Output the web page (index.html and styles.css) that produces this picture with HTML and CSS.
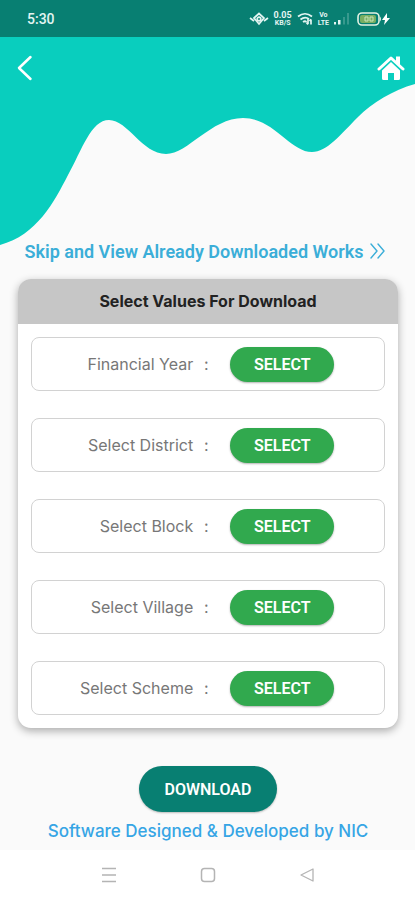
FILE: index.html
```html
<!DOCTYPE html>
<html lang="en">
<head>
<meta charset="utf-8">
<meta name="viewport" content="width=device-width, initial-scale=1">
<title>Select Values For Download</title>
<link rel="stylesheet" href="styles.css">
</head>
<body>
<div class="status">
  <span class="time">5:30</span>
  <div class="indicators">
    <svg width="20" height="14" viewBox="0 0 20 14" fill="none" stroke="currentColor" stroke-width="1.700"><path d="M1 6l4 3 M19 6l-4 3 M5 6l5-4.500 5 4.500-5 6z"/><circle cx="10" cy="7" r="1.800"/></svg>
    <span class="speed"><span>0.05</span><span>KB/S</span></span>
    <svg width="16" height="14" viewBox="0 0 16 14" fill="none" stroke="currentColor" stroke-width="1.700"><path d="M1 4.500q7-5.500 14 0M3.500 7.500q4.500-3.500 8.500-.5M6 10q2-1.500 3.500 0M11 7v5M9.500 10.500l1.500 2M14 12.500v-5M12.500 9L14 7.200"/></svg>
    <span class="network"><span>Vo</span><span>LTE</span></span>
    <svg width="16" height="14" viewBox="0 0 16 14" fill="currentColor"><path d="M0 10h2v2.500H0zM4 8h2.500v4.500H4z"/><path opacity=".22" d="M9 5h2v7.500H9zM13 1h2v11.500h-2z"/></svg>
    <svg class="battery" width="34" height="14" viewBox="0 0 34 14"><rect x="1" y="1" width="21" height="12" rx="4" fill="#087f72" stroke="#e3f2e4" stroke-width="1.600"/><rect x="3" y="3" width="16" height="8" rx="2" fill="#79ae62"/><path d="M8 5h3v4H8zM13 5h3v4h-3z" fill="none" stroke="#c9e3ba"/><path d="M23 4.500q2 2.500 0 5z" fill="#e3f2e4"/><path d="M30 1l-5 7h3l-1 5 6-7h-3z" fill="#fff"/></svg>
  </div>
</div>
<header class="header">
  <svg class="wave" viewBox="0 0 415 208" preserveAspectRatio="none" aria-hidden="true"><path d="M0 0H415V47C393 53 372 66 358 80C340 98 327 115 312 115C290 115 274 81 243 81C211 81 188 117 166 117C142 117 128 83 109 83C91 83 82 113 68 138C54 165 37 198 0 208Z"/></svg>
  <a class="back" href="#" aria-label="Back"><svg width="16" height="26" viewBox="0 0 16 26" fill="none" stroke="currentColor" stroke-width="2.500" stroke-linecap="round" stroke-linejoin="round"><path d="M13.500 2L2 13l11.500 11"/></svg></a>
  <a class="home" href="#" aria-label="Home"><svg width="28" height="26" viewBox="0 0 28 26"><path d="M2 14L14 3l12 11" fill="none" stroke="currentColor" stroke-width="3" stroke-linecap="round" stroke-linejoin="round"/><path d="M19 1.500h4v9l-4-4zM14 7l9 8.500v8q0 1.500-1.500 1.500H17v-7h-6v7H6.500Q5 25 5 23.500v-8z" fill="currentColor"/></svg></a>
</header>
<main class="main">
  <a class="skip" href="#">Skip and View Already Downloaded Works <svg width="15" height="16" viewBox="0 0 15 16" fill="none" stroke="currentColor" stroke-width="1.400" stroke-linecap="round" stroke-linejoin="round"><path d="M1 1l6 7-6 7M8 1l6 7-6 7"/></svg></a>
  <section class="card">
    <h1 class="title">Select Values For Download</h1>
    <div class="rows">
      <div class="row"><span class="label" id="year">Financial Year</span><span class="colon">:</span><button class="select" aria-describedby="year">SELECT</button></div>
      <div class="row"><span class="label" id="district">Select District</span><span class="colon">:</span><button class="select" aria-describedby="district">SELECT</button></div>
      <div class="row"><span class="label" id="block">Select Block</span><span class="colon">:</span><button class="select" aria-describedby="block">SELECT</button></div>
      <div class="row"><span class="label" id="village">Select Village</span><span class="colon">:</span><button class="select" aria-describedby="village">SELECT</button></div>
      <div class="row"><span class="label" id="scheme">Select Scheme</span><span class="colon">:</span><button class="select" aria-describedby="scheme">SELECT</button></div>
    </div>
  </section>
  <button class="download">DOWNLOAD</button>
  <p class="credit">Software Designed &amp; Developed by NIC</p>
</main>
<nav class="nav">
  <button aria-label="Recent apps"><svg width="16" height="16" viewBox="0 0 16 16" stroke="currentColor" stroke-width="1.500"><path d="M1 1.500h14M1 8h14M1 14.500h14"/></svg></button>
  <button aria-label="Home screen"><svg width="16" height="16" viewBox="0 0 16 16" fill="none" stroke="currentColor" stroke-width="1.500"><rect x="1.500" y="1.500" width="13" height="13" rx="3"/></svg></button>
  <button aria-label="Go back"><svg width="16" height="16" viewBox="0 0 16 16" fill="none" stroke="currentColor" stroke-width="1.300" stroke-linejoin="round"><path d="M14 2v12L2 8z"/></svg></button>
</nav>
</body>
</html>
```
FILE: styles.css
```css
* { box-sizing: border-box; }
body {
  margin: 0;
  min-height: 100vh;
  display: flex;
  flex-direction: column;
  background: #fafafa;
  font-family: Roboto, sans-serif;
}
button { border: 0; font-family: inherit; cursor: pointer; }
svg { display: block; }
a { text-decoration: none; }

.status {
  height: 37px;
  padding: 0 24px 0 27px;
  display: flex;
  align-items: center;
  justify-content: space-between;
  background: #087f72;
  color: #e3f5f2;
}
.time { font-size: 14px; font-weight: 500; }
.indicators { display: flex; align-items: center; gap: 5px; }
.speed, .network {
  display: flex;
  flex-direction: column;
  align-items: center;
  font-size: 7px;
  line-height: 8px;
  font-weight: 700;
}
.speed span:first-child { font-size: 9px; }
.battery { margin-left: 2px; }

.header {
  position: relative;
  height: 208px;
  padding: 18px 10px 0 17px;
  display: flex;
  align-items: flex-start;
  justify-content: space-between;
}
.wave { position: absolute; inset: 0; width: 100%; height: 100%; fill: #09cebe; }
.back, .home { position: relative; color: #fff; }

.main {
  display: flex;
  flex-direction: column;
  align-items: center;
  padding: 0 17px 0 18px;
}
.skip {
  display: flex;
  align-items: center;
  gap: 7px;
  margin-top: -6px;
  padding-right: 6px;
  height: 24px;
  color: #3baed8;
  font-size: 18px;
  font-weight: 600;
  white-space: nowrap;
  position: relative;
}
.card {
  align-self: stretch;
  margin-top: 16px;
  border-radius: 13px;
  background: #fff;
  box-shadow: 0 3px 8px rgba(0, 0, 0, 0.32);
  overflow: hidden;
}
.title {
  margin: 0;
  background: #c6c6c6;
  color: #222;
  font-family: Inter, sans-serif;
  font-size: 16px;
  line-height: 45px;
  font-weight: 700;
  text-align: center;
}
.rows { display: grid; gap: 27px; padding: 13px; }
.row {
  display: grid;
  grid-template-columns: 46fr 26px 47fr;
  align-items: center;
  height: 54px;
  border: 1px solid #d2d2d2;
  border-radius: 8px;
  color: #777;
  font-family: Inter, sans-serif;
  font-size: 16px;
}
.label { text-align: right; }
.colon { text-align: center; }
.select {
  width: 104px;
  height: 35px;
  margin-left: 11px;
  padding: 0;
  border-radius: 18px;
  background: #31a94e;
  color: #fff;
  font-family: Roboto, sans-serif;
  font-size: 16px;
  font-weight: 600;
  box-shadow: 0 1px 2px rgba(0, 0, 0, 0.3);
}
.download {
  width: 138px;
  height: 46px;
  margin-top: 38px;
  padding: 0;
  border-radius: 23px;
  background: #087f72;
  color: #fff;
  font-size: 16px;
  font-weight: 600;
  box-shadow: 0 1px 2px rgba(0, 0, 0, 0.25);
}
.credit {
  margin: 7px 0;
  color: #36a5e5;
  font-family: Inter, sans-serif;
  font-size: 17px;
  line-height: 24px;
  font-weight: 500;
  white-space: nowrap;
}
.nav {
  flex: 1;
  min-height: 50px;
  padding: 0 51px;
  display: flex;
  align-items: center;
  justify-content: center;
  background: #fff;
}
.nav button {
  width: 99px;
  height: 48px;
  display: grid;
  place-items: center;
  background: none;
  color: #b4b4b4;
}
```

· · ·

◆ **Written exercise**
All lines of the data above that include the word "index" must be shown.

◆ **Correct response**
Output the web page (index.html and styles.css) that produces this picture with HTML and CSS.
FILE: index.html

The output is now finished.